Written exercise
Return every line of the records below verbatim, with no pictures in the copy.
──────── Data shown ────────
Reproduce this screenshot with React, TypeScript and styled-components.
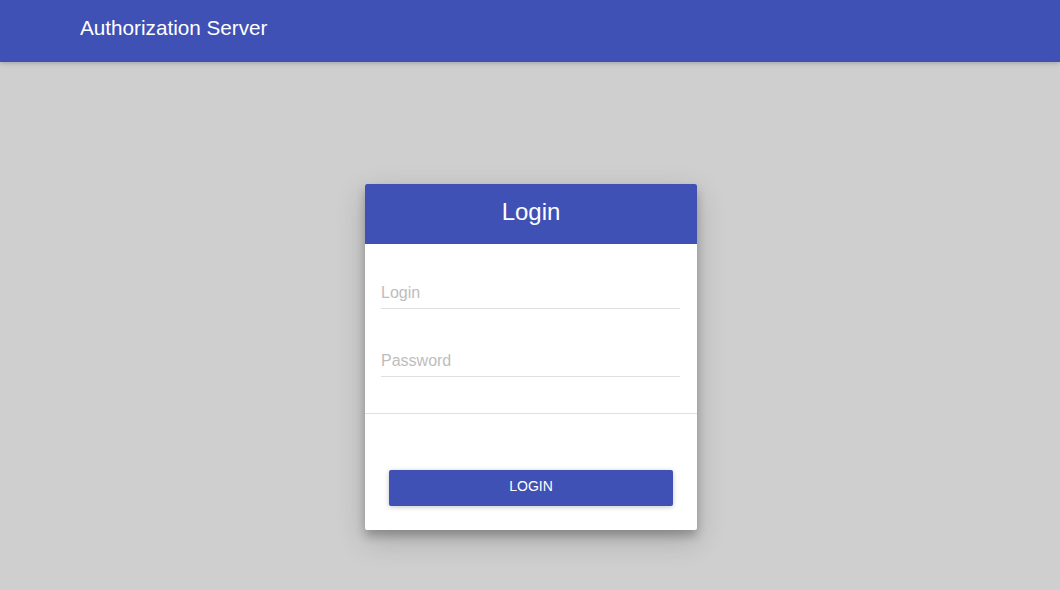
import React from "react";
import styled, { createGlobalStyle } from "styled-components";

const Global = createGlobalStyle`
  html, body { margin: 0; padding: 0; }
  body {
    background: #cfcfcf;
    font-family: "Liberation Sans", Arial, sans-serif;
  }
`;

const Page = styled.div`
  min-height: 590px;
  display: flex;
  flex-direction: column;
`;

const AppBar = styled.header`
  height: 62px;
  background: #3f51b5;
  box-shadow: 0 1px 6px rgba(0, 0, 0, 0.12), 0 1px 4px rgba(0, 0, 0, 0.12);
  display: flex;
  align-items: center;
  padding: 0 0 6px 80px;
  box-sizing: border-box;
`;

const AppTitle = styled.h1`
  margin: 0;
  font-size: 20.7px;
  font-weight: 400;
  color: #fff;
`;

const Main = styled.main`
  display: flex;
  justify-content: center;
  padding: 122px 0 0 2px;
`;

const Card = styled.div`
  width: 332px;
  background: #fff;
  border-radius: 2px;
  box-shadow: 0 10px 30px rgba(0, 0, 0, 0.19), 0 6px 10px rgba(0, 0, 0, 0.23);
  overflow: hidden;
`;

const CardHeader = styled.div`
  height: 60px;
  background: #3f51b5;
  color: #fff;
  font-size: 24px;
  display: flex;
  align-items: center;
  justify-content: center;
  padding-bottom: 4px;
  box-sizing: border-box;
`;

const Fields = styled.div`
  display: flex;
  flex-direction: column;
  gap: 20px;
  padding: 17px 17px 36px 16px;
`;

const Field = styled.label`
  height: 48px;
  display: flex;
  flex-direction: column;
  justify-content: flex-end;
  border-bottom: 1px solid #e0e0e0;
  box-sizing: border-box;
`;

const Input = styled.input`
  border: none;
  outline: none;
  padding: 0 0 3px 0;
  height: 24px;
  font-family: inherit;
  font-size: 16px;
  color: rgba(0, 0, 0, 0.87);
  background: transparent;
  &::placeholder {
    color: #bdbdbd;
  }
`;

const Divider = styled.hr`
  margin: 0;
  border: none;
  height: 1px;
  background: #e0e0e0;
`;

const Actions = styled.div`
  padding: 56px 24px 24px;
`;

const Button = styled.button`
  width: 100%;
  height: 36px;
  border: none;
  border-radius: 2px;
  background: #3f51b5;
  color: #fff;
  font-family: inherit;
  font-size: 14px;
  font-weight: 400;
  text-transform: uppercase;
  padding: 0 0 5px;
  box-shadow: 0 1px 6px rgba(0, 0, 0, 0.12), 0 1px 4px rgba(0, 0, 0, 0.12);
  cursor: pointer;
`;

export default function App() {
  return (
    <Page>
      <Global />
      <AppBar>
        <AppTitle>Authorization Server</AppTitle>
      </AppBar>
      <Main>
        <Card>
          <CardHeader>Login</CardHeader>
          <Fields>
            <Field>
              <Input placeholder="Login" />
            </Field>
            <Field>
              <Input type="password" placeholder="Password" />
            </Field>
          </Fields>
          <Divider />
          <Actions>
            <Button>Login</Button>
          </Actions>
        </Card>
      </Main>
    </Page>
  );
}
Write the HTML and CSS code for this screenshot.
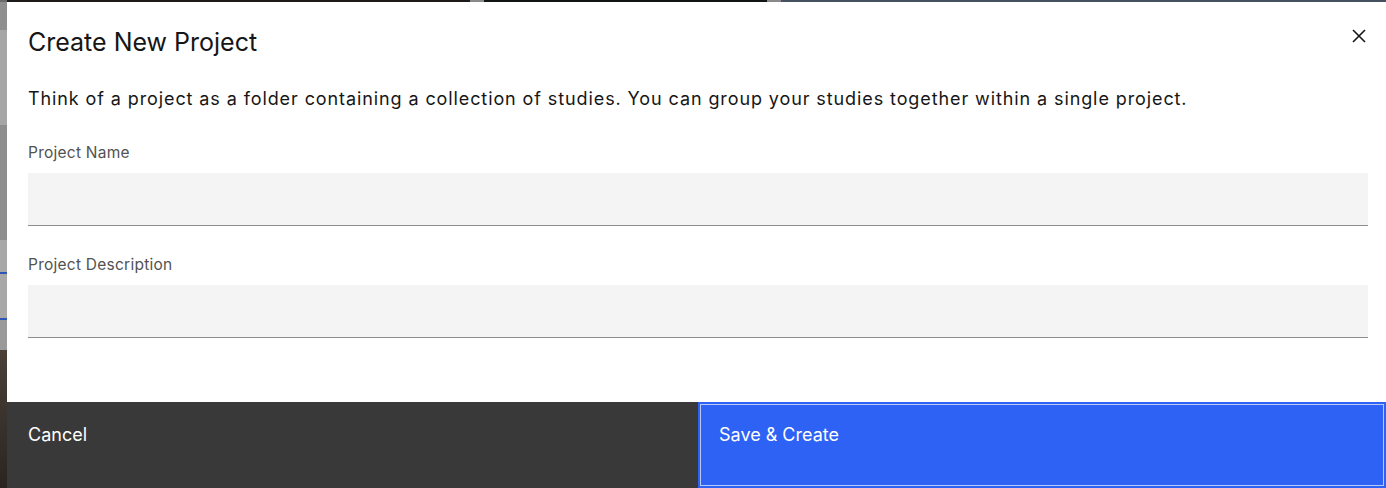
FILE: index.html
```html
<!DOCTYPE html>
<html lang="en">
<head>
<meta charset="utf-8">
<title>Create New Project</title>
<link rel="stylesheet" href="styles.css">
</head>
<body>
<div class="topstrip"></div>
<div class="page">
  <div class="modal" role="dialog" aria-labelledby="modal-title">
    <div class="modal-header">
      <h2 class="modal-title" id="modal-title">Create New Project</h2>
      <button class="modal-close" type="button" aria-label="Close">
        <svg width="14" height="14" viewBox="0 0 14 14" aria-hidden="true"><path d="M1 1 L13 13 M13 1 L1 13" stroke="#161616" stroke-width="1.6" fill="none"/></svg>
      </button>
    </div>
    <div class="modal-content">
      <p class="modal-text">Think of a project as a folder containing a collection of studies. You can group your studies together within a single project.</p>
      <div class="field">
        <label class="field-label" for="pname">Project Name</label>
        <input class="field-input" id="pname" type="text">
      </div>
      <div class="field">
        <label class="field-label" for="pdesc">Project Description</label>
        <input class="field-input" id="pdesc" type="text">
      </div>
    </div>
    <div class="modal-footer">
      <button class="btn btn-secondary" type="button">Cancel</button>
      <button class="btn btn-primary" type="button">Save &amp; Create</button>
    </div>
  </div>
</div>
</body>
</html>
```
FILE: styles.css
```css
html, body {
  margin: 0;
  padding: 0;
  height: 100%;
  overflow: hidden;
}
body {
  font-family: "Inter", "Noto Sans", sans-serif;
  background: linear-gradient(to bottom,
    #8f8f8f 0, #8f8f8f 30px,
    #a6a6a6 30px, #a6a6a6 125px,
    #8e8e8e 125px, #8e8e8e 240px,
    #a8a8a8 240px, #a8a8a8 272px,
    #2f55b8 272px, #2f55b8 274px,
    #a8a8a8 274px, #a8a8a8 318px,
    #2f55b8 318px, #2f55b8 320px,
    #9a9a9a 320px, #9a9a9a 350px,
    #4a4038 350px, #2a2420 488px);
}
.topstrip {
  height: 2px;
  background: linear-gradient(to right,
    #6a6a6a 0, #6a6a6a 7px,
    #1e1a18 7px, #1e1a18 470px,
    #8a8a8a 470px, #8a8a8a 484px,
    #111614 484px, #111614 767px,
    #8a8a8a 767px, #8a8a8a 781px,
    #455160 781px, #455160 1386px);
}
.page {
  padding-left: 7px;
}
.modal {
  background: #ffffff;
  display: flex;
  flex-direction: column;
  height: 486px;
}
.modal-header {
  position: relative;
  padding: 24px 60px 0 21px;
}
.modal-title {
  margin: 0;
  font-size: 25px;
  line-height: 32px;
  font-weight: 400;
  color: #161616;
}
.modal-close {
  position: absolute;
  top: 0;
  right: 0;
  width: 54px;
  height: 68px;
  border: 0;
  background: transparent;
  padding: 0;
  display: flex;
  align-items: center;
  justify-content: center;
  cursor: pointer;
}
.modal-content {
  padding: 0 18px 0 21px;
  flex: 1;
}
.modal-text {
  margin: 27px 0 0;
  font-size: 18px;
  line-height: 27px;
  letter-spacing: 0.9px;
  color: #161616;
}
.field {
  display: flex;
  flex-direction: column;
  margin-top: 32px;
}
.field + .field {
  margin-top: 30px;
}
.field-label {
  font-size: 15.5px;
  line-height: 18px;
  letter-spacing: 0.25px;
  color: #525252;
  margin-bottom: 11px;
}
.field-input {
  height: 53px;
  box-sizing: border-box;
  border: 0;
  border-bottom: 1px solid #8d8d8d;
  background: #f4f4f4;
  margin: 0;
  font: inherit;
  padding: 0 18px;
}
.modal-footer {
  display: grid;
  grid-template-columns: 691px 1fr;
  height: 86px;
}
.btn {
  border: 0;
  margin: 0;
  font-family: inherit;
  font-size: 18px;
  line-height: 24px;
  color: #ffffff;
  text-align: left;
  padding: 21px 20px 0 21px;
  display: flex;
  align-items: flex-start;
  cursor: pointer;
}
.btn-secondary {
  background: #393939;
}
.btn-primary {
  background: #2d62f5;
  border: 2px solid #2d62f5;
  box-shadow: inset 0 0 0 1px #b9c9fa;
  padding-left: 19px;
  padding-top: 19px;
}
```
────────
Solution to this exercise
Reproduce this screenshot with React, TypeScript and styled-components.
import React from "react";
import styled, { createGlobalStyle } from "styled-components";

const Global = createGlobalStyle`
  html, body { margin: 0; padding: 0; }
  body {
    background: #cfcfcf;
    font-family: "Liberation Sans", Arial, sans-serif;
  }
`;

const Page = styled.div`
  min-height: 590px;
  display: flex;
  flex-direction: column;
`;

const AppBar = styled.header`
  height: 62px;
  background: #3f51b5;
  box-shadow: 0 1px 6px rgba(0, 0, 0, 0.12), 0 1px 4px rgba(0, 0, 0, 0.12);
  display: flex;
  align-items: center;
  padding: 0 0 6px 80px;
  box-sizing: border-box;
`;

const AppTitle = styled.h1`
  margin: 0;
  font-size: 20.7px;
  font-weight: 400;
  color: #fff;
`;

const Main = styled.main`
  display: flex;
  justify-content: center;
  padding: 122px 0 0 2px;
`;

const Card = styled.div`
  width: 332px;
  background: #fff;
  border-radius: 2px;
  box-shadow: 0 10px 30px rgba(0, 0, 0, 0.19), 0 6px 10px rgba(0, 0, 0, 0.23);
  overflow: hidden;
`;

const CardHeader = styled.div`
  height: 60px;
  background: #3f51b5;
  color: #fff;
  font-size: 24px;
  display: flex;
  align-items: center;
  justify-content: center;
  padding-bottom: 4px;
  box-sizing: border-box;
`;

const Fields = styled.div`
  display: flex;
  flex-direction: column;
  gap: 20px;
  padding: 17px 17px 36px 16px;
`;

const Field = styled.label`
  height: 48px;
  display: flex;
  flex-direction: column;
  justify-content: flex-end;
  border-bottom: 1px solid #e0e0e0;
  box-sizing: border-box;
`;

const Input = styled.input`
  border: none;
  outline: none;
  padding: 0 0 3px 0;
  height: 24px;
  font-family: inherit;
  font-size: 16px;
  color: rgba(0, 0, 0, 0.87);
  background: transparent;
  &::placeholder {
    color: #bdbdbd;
  }
`;

const Divider = styled.hr`
  margin: 0;
  border: none;
  height: 1px;
  background: #e0e0e0;
`;

const Actions = styled.div`
  padding: 56px 24px 24px;
`;

const Button = styled.button`
  width: 100%;
  height: 36px;
  border: none;
  border-radius: 2px;
  background: #3f51b5;
  color: #fff;
  font-family: inherit;
  font-size: 14px;
  font-weight: 400;
  text-transform: uppercase;
  padding: 0 0 5px;
  box-shadow: 0 1px 6px rgba(0, 0, 0, 0.12), 0 1px 4px rgba(0, 0, 0, 0.12);
  cursor: pointer;
`;

export default function App() {
  return (
    <Page>
      <Global />
      <AppBar>
        <AppTitle>Authorization Server</AppTitle>
      </AppBar>
      <Main>
        <Card>
          <CardHeader>Login</CardHeader>
          <Fields>
            <Field>
              <Input placeholder="Login" />
            </Field>
            <Field>
              <Input type="password" placeholder="Password" />
            </Field>
          </Fields>
          <Divider />
          <Actions>
            <Button>Login</Button>
          </Actions>
        </Card>
      </Main>
    </Page>
  );
}
Write the HTML and CSS code for this screenshot.
FILE: index.html
```html
<!DOCTYPE html>
<html lang="en">
<head>
<meta charset="utf-8">
<title>Create New Project</title>
<link rel="stylesheet" href="styles.css">
</head>
<body>
<div class="topstrip"></div>
<div class="page">
  <div class="modal" role="dialog" aria-labelledby="modal-title">
    <div class="modal-header">
      <h2 class="modal-title" id="modal-title">Create New Project</h2>
      <button class="modal-close" type="button" aria-label="Close">
        <svg width="14" height="14" viewBox="0 0 14 14" aria-hidden="true"><path d="M1 1 L13 13 M13 1 L1 13" stroke="#161616" stroke-width="1.6" fill="none"/></svg>
      </button>
    </div>
    <div class="modal-content">
      <p class="modal-text">Think of a project as a folder containing a collection of studies. You can group your studies together within a single project.</p>
      <div class="field">
        <label class="field-label" for="pname">Project Name</label>
        <input class="field-input" id="pname" type="text">
      </div>
      <div class="field">
        <label class="field-label" for="pdesc">Project Description</label>
        <input class="field-input" id="pdesc" type="text">
      </div>
    </div>
    <div class="modal-footer">
      <button class="btn btn-secondary" type="button">Cancel</button>
      <button class="btn btn-primary" type="button">Save &amp; Create</button>
    </div>
  </div>
</div>
</body>
</html>
```
FILE: styles.css
```css
html, body {
  margin: 0;
  padding: 0;
  height: 100%;
  overflow: hidden;
}
body {
  font-family: "Inter", "Noto Sans", sans-serif;
  background: linear-gradient(to bottom,
    #8f8f8f 0, #8f8f8f 30px,
    #a6a6a6 30px, #a6a6a6 125px,
    #8e8e8e 125px, #8e8e8e 240px,
    #a8a8a8 240px, #a8a8a8 272px,
    #2f55b8 272px, #2f55b8 274px,
    #a8a8a8 274px, #a8a8a8 318px,
    #2f55b8 318px, #2f55b8 320px,
    #9a9a9a 320px, #9a9a9a 350px,
    #4a4038 350px, #2a2420 488px);
}
.topstrip {
  height: 2px;
  background: linear-gradient(to right,
    #6a6a6a 0, #6a6a6a 7px,
    #1e1a18 7px, #1e1a18 470px,
    #8a8a8a 470px, #8a8a8a 484px,
    #111614 484px, #111614 767px,
    #8a8a8a 767px, #8a8a8a 781px,
    #455160 781px, #455160 1386px);
}
.page {
  padding-left: 7px;
}
.modal {
  background: #ffffff;
  display: flex;
  flex-direction: column;
  height: 486px;
}
.modal-header {
  position: relative;
  padding: 24px 60px 0 21px;
}
.modal-title {
  margin: 0;
  font-size: 25px;
  line-height: 32px;
  font-weight: 400;
  color: #161616;
}
.modal-close {
  position: absolute;
  top: 0;
  right: 0;
  width: 54px;
  height: 68px;
  border: 0;
  background: transparent;
  padding: 0;
  display: flex;
  align-items: center;
  justify-content: center;
  cursor: pointer;
}
.modal-content {
  padding: 0 18px 0 21px;
  flex: 1;
}
.modal-text {
  margin: 27px 0 0;
  font-size: 18px;
  line-height: 27px;
  letter-spacing: 0.9px;
  color: #161616;
}
.field {
  display: flex;
  flex-direction: column;
  margin-top: 32px;
}
.field + .field {
  margin-top: 30px;
}
.field-label {
  font-size: 15.5px;
  line-height: 18px;
  letter-spacing: 0.25px;
  color: #525252;
  margin-bottom: 11px;
}
.field-input {
  height: 53px;
  box-sizing: border-box;
  border: 0;
  border-bottom: 1px solid #8d8d8d;
  background: #f4f4f4;
  margin: 0;
  font: inherit;
  padding: 0 18px;
}
.modal-footer {
  display: grid;
  grid-template-columns: 691px 1fr;
  height: 86px;
}
.btn {
  border: 0;
  margin: 0;
  font-family: inherit;
  font-size: 18px;
  line-height: 24px;
  color: #ffffff;
  text-align: left;
  padding: 21px 20px 0 21px;
  display: flex;
  align-items: flex-start;
  cursor: pointer;
}
.btn-secondary {
  background: #393939;
}
.btn-primary {
  background: #2d62f5;
  border: 2px solid #2d62f5;
  box-shadow: inset 0 0 0 1px #b9c9fa;
  padding-left: 19px;
  padding-top: 19px;
}
```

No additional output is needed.